Was it hard to step away from day-to-day operations now that you’re Group CEO of Nando’s Malaysia & Singapore?

If you asked me that 7 years ago, I would have said yes. I think I spent all my life trying to prove to everyone that I could do this. But I’ve found that validation and have nothing to prove in that sense.

After about 15 years, I became tired of doing the same things – going to restaurants and nagging people. I can still clear plates and do all of those thing and my husband hates going to Nando’s with me because I can’t sit still and end up managing the restaurant. But you end up running out of ideas on how to innovate your business and motivate people.

So the timing was right and I knew it was a good move to become Group CEO. Singapore already had a GM in place, so it was quite easy, but in Malaysia I ended up recruiting someone who had built 14 restaurants for me.

You are quite a private person and tend to shy away from the public eye, but how do you feel about being a role model to others?

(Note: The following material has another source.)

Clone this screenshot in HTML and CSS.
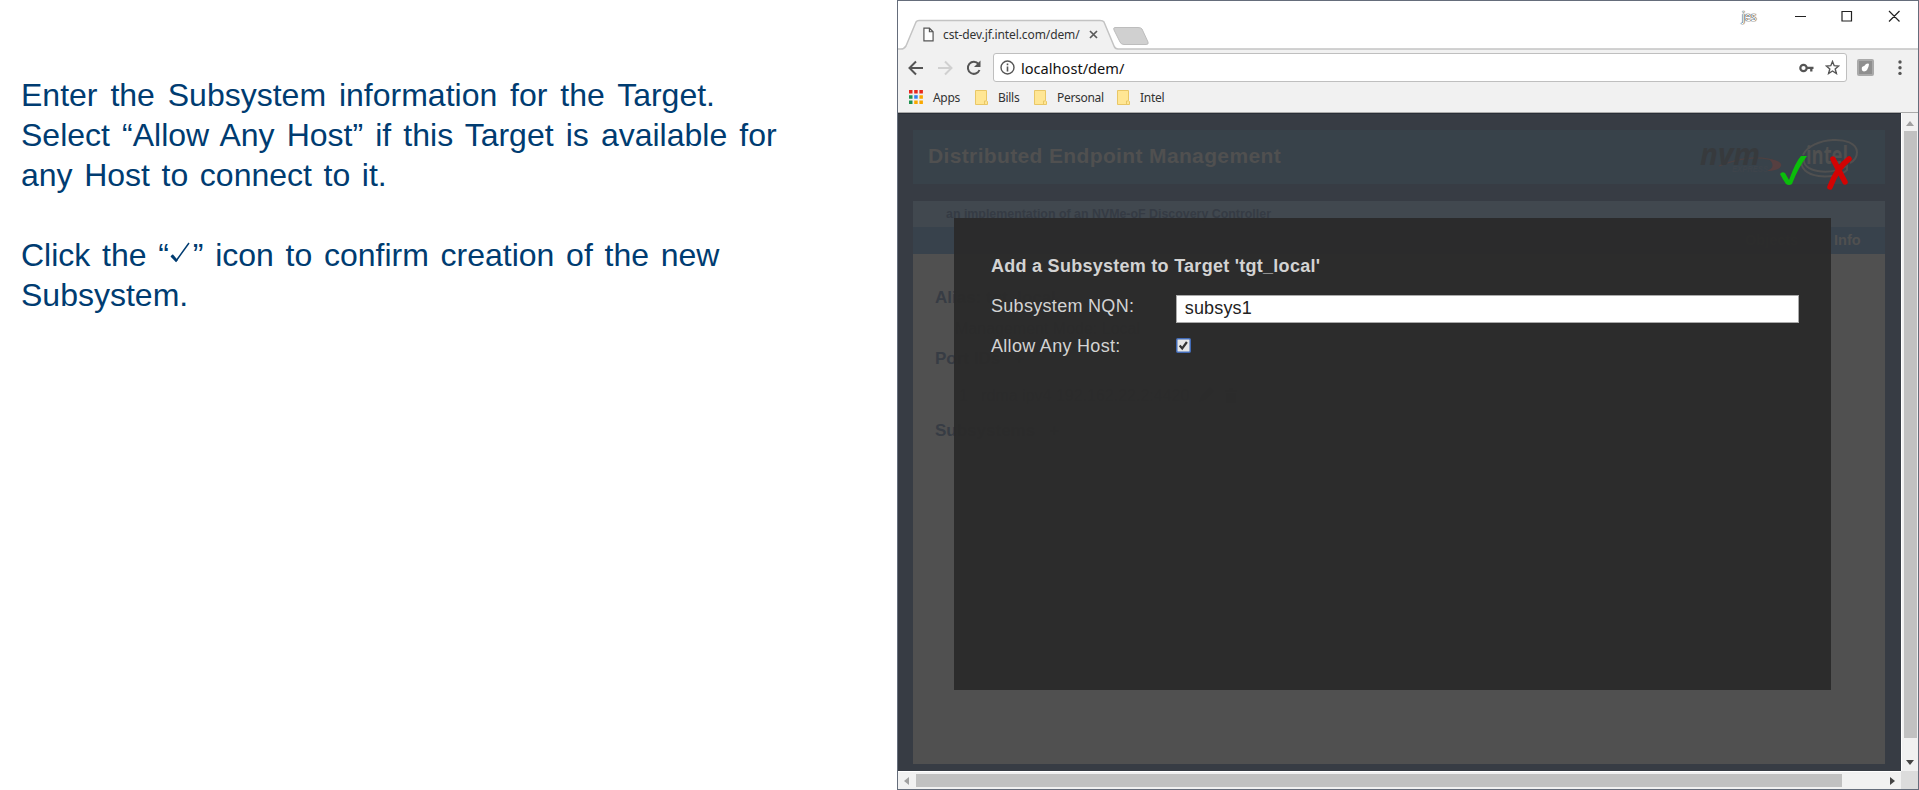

I enjoy being a mentor because it’s one-on-one. In fact I enjoy giving time to young people. They’re not so jaded, they’re energetic and remind you what’s really important in life. It’s been fun I must say and it’s nice to be able to share your experience with them.

If you had the chance to do it all over again, what would you change this time round?

I think I would have listened to my gut feel more. As you’re growing, sometimes you tend to listen to other people even when you know in your guts it’s the wrong decision to make. A lot of times I’ve made mistakes and took the wrong direction because I didn’t listen to my gut feel.

Saying that, if I hadn’t made those mistakes and had those experiences, I wouldn’t be where I am today. I could have done with less mistakes, but it happens and it’s been a good journey.